-- Start of Given material --
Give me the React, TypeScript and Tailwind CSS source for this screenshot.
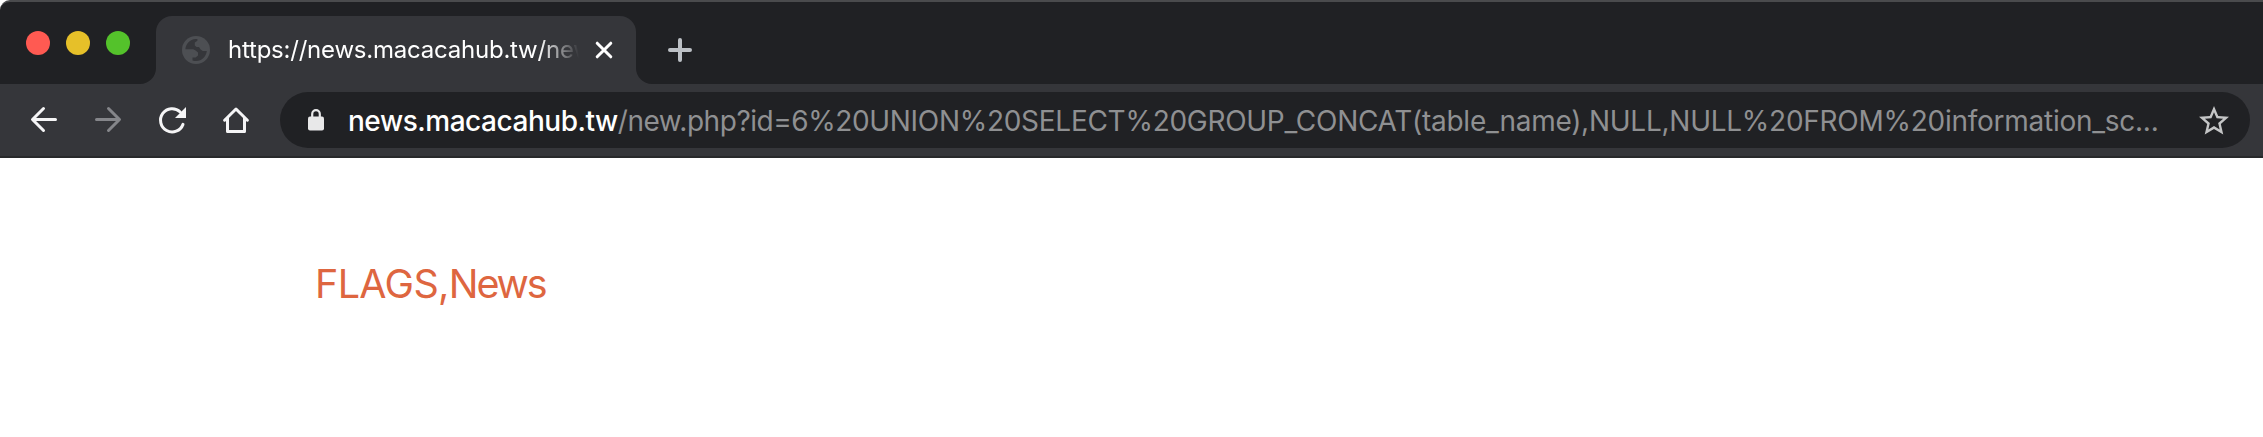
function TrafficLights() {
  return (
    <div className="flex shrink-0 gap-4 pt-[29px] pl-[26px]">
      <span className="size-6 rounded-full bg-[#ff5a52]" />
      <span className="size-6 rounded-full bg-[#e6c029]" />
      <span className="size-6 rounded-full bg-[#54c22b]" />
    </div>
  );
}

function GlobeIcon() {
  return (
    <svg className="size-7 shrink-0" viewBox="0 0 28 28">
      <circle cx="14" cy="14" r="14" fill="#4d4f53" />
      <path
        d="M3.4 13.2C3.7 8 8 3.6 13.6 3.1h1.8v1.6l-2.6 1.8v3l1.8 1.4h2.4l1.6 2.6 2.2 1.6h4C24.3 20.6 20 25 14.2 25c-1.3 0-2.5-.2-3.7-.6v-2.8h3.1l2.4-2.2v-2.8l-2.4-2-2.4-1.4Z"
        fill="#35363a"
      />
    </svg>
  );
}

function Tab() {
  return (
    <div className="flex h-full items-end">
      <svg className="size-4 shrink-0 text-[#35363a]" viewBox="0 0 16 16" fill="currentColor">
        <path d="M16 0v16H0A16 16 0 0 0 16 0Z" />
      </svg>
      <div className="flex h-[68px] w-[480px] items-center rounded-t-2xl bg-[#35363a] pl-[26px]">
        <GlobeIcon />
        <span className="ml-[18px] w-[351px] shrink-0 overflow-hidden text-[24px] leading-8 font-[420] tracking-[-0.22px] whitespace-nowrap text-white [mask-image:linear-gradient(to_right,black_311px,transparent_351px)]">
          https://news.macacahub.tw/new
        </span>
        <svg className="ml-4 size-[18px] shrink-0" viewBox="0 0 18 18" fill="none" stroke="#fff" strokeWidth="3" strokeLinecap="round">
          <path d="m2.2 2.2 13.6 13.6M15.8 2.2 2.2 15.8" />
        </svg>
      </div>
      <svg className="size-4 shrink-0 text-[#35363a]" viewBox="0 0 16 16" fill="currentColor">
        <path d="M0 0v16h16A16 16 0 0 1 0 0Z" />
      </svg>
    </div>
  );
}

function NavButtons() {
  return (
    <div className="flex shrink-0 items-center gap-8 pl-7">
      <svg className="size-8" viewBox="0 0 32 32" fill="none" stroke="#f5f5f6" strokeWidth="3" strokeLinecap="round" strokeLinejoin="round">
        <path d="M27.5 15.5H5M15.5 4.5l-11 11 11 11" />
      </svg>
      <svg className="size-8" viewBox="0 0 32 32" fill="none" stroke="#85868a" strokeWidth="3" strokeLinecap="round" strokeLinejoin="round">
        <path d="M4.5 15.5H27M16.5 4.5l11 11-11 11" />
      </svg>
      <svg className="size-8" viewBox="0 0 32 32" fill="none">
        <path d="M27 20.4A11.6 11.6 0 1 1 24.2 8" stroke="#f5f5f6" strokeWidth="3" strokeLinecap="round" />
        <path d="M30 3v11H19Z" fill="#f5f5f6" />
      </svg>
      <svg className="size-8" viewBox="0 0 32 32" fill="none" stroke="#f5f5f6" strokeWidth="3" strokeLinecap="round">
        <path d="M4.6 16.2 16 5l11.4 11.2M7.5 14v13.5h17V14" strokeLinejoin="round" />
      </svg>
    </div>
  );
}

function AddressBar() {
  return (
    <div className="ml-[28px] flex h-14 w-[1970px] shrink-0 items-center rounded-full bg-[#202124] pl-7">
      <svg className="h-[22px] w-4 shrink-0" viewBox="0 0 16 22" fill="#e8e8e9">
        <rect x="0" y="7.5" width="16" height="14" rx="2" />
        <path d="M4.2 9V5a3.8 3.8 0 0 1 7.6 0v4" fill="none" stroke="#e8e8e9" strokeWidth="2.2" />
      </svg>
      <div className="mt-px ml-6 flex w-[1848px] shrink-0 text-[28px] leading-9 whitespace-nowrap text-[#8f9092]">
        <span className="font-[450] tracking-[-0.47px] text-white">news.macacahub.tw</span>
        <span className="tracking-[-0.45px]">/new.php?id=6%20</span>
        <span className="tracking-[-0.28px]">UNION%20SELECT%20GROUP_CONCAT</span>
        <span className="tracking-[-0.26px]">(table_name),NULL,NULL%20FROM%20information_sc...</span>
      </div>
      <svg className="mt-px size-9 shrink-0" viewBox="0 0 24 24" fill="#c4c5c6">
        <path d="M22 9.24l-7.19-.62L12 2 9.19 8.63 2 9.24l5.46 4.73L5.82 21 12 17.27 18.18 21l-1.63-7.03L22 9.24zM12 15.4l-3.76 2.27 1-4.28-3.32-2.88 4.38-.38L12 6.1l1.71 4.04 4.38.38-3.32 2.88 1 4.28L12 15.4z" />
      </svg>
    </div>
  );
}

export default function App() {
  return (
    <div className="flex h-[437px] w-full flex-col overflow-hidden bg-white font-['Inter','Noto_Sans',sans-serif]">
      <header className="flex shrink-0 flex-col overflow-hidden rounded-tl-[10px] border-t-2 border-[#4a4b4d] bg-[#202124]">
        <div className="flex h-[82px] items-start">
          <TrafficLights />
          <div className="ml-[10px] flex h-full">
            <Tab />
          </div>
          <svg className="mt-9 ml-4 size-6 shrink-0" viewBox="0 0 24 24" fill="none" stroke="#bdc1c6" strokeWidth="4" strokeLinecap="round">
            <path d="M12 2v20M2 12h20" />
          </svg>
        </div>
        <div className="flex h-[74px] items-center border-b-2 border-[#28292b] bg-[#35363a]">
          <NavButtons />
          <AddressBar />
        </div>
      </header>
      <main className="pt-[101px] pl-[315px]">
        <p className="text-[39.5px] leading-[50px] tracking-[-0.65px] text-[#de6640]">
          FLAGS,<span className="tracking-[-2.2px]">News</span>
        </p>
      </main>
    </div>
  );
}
-- End of Given material --
Set down the material exactly, every line of it, except for the pictures.

- _Completed exercise_
Give me the React, TypeScript and Tailwind CSS source for this screenshot.
function TrafficLights() {
  return (
    <div className="flex shrink-0 gap-4 pt-[29px] pl-[26px]">
      <span className="size-6 rounded-full bg-[#ff5a52]" />
      <span className="size-6 rounded-full bg-[#e6c029]" />
      <span className="size-6 rounded-full bg-[#54c22b]" />
    </div>
  );
}

function GlobeIcon() {
  return (
    <svg className="size-7 shrink-0" viewBox="0 0 28 28">
      <circle cx="14" cy="14" r="14" fill="#4d4f53" />
      <path
        d="M3.4 13.2C3.7 8 8 3.6 13.6 3.1h1.8v1.6l-2.6 1.8v3l1.8 1.4h2.4l1.6 2.6 2.2 1.6h4C24.3 20.6 20 25 14.2 25c-1.3 0-2.5-.2-3.7-.6v-2.8h3.1l2.4-2.2v-2.8l-2.4-2-2.4-1.4Z"
        fill="#35363a"
      />
    </svg>
  );
}

function Tab() {
  return (
    <div className="flex h-full items-end">
      <svg className="size-4 shrink-0 text-[#35363a]" viewBox="0 0 16 16" fill="currentColor">
        <path d="M16 0v16H0A16 16 0 0 0 16 0Z" />
      </svg>
      <div className="flex h-[68px] w-[480px] items-center rounded-t-2xl bg-[#35363a] pl-[26px]">
        <GlobeIcon />
        <span className="ml-[18px] w-[351px] shrink-0 overflow-hidden text-[24px] leading-8 font-[420] tracking-[-0.22px] whitespace-nowrap text-white [mask-image:linear-gradient(to_right,black_311px,transparent_351px)]">
          https://news.macacahub.tw/new
        </span>
        <svg className="ml-4 size-[18px] shrink-0" viewBox="0 0 18 18" fill="none" stroke="#fff" strokeWidth="3" strokeLinecap="round">
          <path d="m2.2 2.2 13.6 13.6M15.8 2.2 2.2 15.8" />
        </svg>
      </div>
      <svg className="size-4 shrink-0 text-[#35363a]" viewBox="0 0 16 16" fill="currentColor">
        <path d="M0 0v16h16A16 16 0 0 1 0 0Z" />
      </svg>
    </div>
  );
}

function NavButtons() {
  return (
    <div className="flex shrink-0 items-center gap-8 pl-7">
      <svg className="size-8" viewBox="0 0 32 32" fill="none" stroke="#f5f5f6" strokeWidth="3" strokeLinecap="round" strokeLinejoin="round">
        <path d="M27.5 15.5H5M15.5 4.5l-11 11 11 11" />
      </svg>
      <svg className="size-8" viewBox="0 0 32 32" fill="none" stroke="#85868a" strokeWidth="3" strokeLinecap="round" strokeLinejoin="round">
        <path d="M4.5 15.5H27M16.5 4.5l11 11-11 11" />
      </svg>
      <svg className="size-8" viewBox="0 0 32 32" fill="none">
        <path d="M27 20.4A11.6 11.6 0 1 1 24.2 8" stroke="#f5f5f6" strokeWidth="3" strokeLinecap="round" />
        <path d="M30 3v11H19Z" fill="#f5f5f6" />
      </svg>
      <svg className="size-8" viewBox="0 0 32 32" fill="none" stroke="#f5f5f6" strokeWidth="3" strokeLinecap="round">
        <path d="M4.6 16.2 16 5l11.4 11.2M7.5 14v13.5h17V14" strokeLinejoin="round" />
      </svg>
    </div>
  );
}

function AddressBar() {
  return (
    <div className="ml-[28px] flex h-14 w-[1970px] shrink-0 items-center rounded-full bg-[#202124] pl-7">
      <svg className="h-[22px] w-4 shrink-0" viewBox="0 0 16 22" fill="#e8e8e9">
        <rect x="0" y="7.5" width="16" height="14" rx="2" />
        <path d="M4.2 9V5a3.8 3.8 0 0 1 7.6 0v4" fill="none" stroke="#e8e8e9" strokeWidth="2.2" />
      </svg>
      <div className="mt-px ml-6 flex w-[1848px] shrink-0 text-[28px] leading-9 whitespace-nowrap text-[#8f9092]">
        <span className="font-[450] tracking-[-0.47px] text-white">news.macacahub.tw</span>
        <span className="tracking-[-0.45px]">/new.php?id=6%20</span>
        <span className="tracking-[-0.28px]">UNION%20SELECT%20GROUP_CONCAT</span>
        <span className="tracking-[-0.26px]">(table_name),NULL,NULL%20FROM%20information_sc...</span>
      </div>
      <svg className="mt-px size-9 shrink-0" viewBox="0 0 24 24" fill="#c4c5c6">
        <path d="M22 9.24l-7.19-.62L12 2 9.19 8.63 2 9.24l5.46 4.73L5.82 21 12 17.27 18.18 21l-1.63-7.03L22 9.24zM12 15.4l-3.76 2.27 1-4.28-3.32-2.88 4.38-.38L12 6.1l1.71 4.04 4.38.38-3.32 2.88 1 4.28L12 15.4z" />
      </svg>
    </div>
  );
}

export default function App() {
  return (
    <div className="flex h-[437px] w-full flex-col overflow-hidden bg-white font-['Inter','Noto_Sans',sans-serif]">
      <header className="flex shrink-0 flex-col overflow-hidden rounded-tl-[10px] border-t-2 border-[#4a4b4d] bg-[#202124]">
        <div className="flex h-[82px] items-start">
          <TrafficLights />
          <div className="ml-[10px] flex h-full">
            <Tab />
          </div>
          <svg className="mt-9 ml-4 size-6 shrink-0" viewBox="0 0 24 24" fill="none" stroke="#bdc1c6" strokeWidth="4" strokeLinecap="round">
            <path d="M12 2v20M2 12h20" />
          </svg>
        </div>
        <div className="flex h-[74px] items-center border-b-2 border-[#28292b] bg-[#35363a]">
          <NavButtons />
          <AddressBar />
        </div>
      </header>
      <main className="pt-[101px] pl-[315px]">
        <p className="text-[39.5px] leading-[50px] tracking-[-0.65px] text-[#de6640]">
          FLAGS,<span className="tracking-[-2.2px]">News</span>
        </p>
      </main>
    </div>
  );
}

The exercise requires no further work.